少し古い話になる。
一昨年2019年8月7日に岩手県の陸前高田市を仕事で訪れた。
陸前高田には、東北大震災の発災で津波が襲った時に、流されずに残った松の木がある。
最寄駅から乗ったバスの窓から、終着に近くなった頃に見ることができた。
震災直後に「奇跡の一本松」として報道されたのは記憶に新しい。
海岸からしばらく小高い丘を登ると、文化ホールがある。
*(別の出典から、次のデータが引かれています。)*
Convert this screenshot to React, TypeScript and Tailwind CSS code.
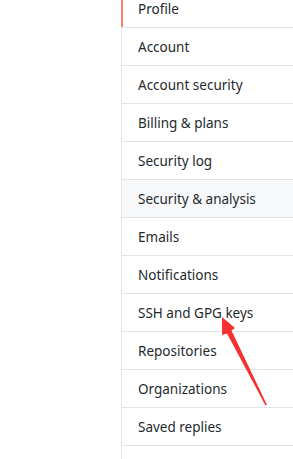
const items = [
  "Profile",
  "Account",
  "Account security",
  "Billing & plans",
  "Security log",
  "Security & analysis",
  "Emails",
  "Notifications",
  "SSH and GPG keys",
  "Repositories",
  "Organizations",
  "Saved replies",
  "",
];

export default function App() {
  return (
    <div className="relative h-[459px] overflow-hidden bg-white font-['Noto_Sans','Liberation_Sans',sans-serif] text-[13.5px] text-[#24292e]">
      <div className="pl-[121px]">
        <nav className="-mt-[10px] w-[240px] border-l border-[#e1e4e8]">
          {items.map((label, i) => (
            <div
              key={i}
              className={
                "relative flex h-[38px] items-center border-b border-[#e1e4e8] pl-4 pt-[1px] leading-[20px] " +
                (label === "Security & analysis" ? "bg-[#f6f8fa]" : "")
              }
            >
              {i === 0 && <span className="absolute -left-px top-0 bottom-0 w-[2px] bg-[#f9826c]" />}
              {label}
            </div>
          ))}
        </nav>
      </div>
      <svg className="absolute left-0 top-0" width="293" height="459" viewBox="0 0 293 459">
        <polygon
          points="222,317 235,328 231.5,330.5 267,405 265.5,405.5 227,333.5 222,335"
          fill="#f53131"
        />
      </svg>
    </div>
  );
}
そこで復興を祈念する集いが開かれ、取材に行った。
エンディングの催しとして、坂本龍一と東北ユースオーケストラの団員4人の5重奏による演奏が披露された。
東北ユースオーケストラは坂本龍一に率いられており、東日本大震災で被災した東北3県出身の小学生から大学生までの約100人で編成されている。
この日集まった4人の団員は、4弦楽(ヴァイオリン2挺・ヴィオラ1挺・チェロ1挺)を担当した。
これらの弦楽器は、東日本大震災津波の流木から作られており、被災地復興の旗印となるよう願いを込めて陸前高田の「奇跡の一本松」の木片も用いられているという。
坂本龍一が震災直後に作曲した「絆ワールド」で幕を開けて、「アクア」「美貌の青空」「レイン」と続き、YMO(イエローマジックオーケストラ)の曲目である「ビハインド・ザ・マスク」を弦楽重奏向けにアレンジして演奏した。
最後の2曲は、代表曲の「ラストエンペラー」と「メリークリスマス・ミスターローレンス」。
長いこと、各種の記録媒体では聴いてきたが、坂本龍一の演奏を生で観るのは、これが初めてだった。
聴衆は、地域住民ほか東北他県から集った、必ずしも熱烈なファンとはいえない普通の人々。1000人くらいはいただろうか。
拍手が鳴り止まずに、坂本龍一と楽団員は、ずっとスタンディングで応じていた。
聴衆にとっても、奏者にとっても、素直で実直な反応だったのだと思う。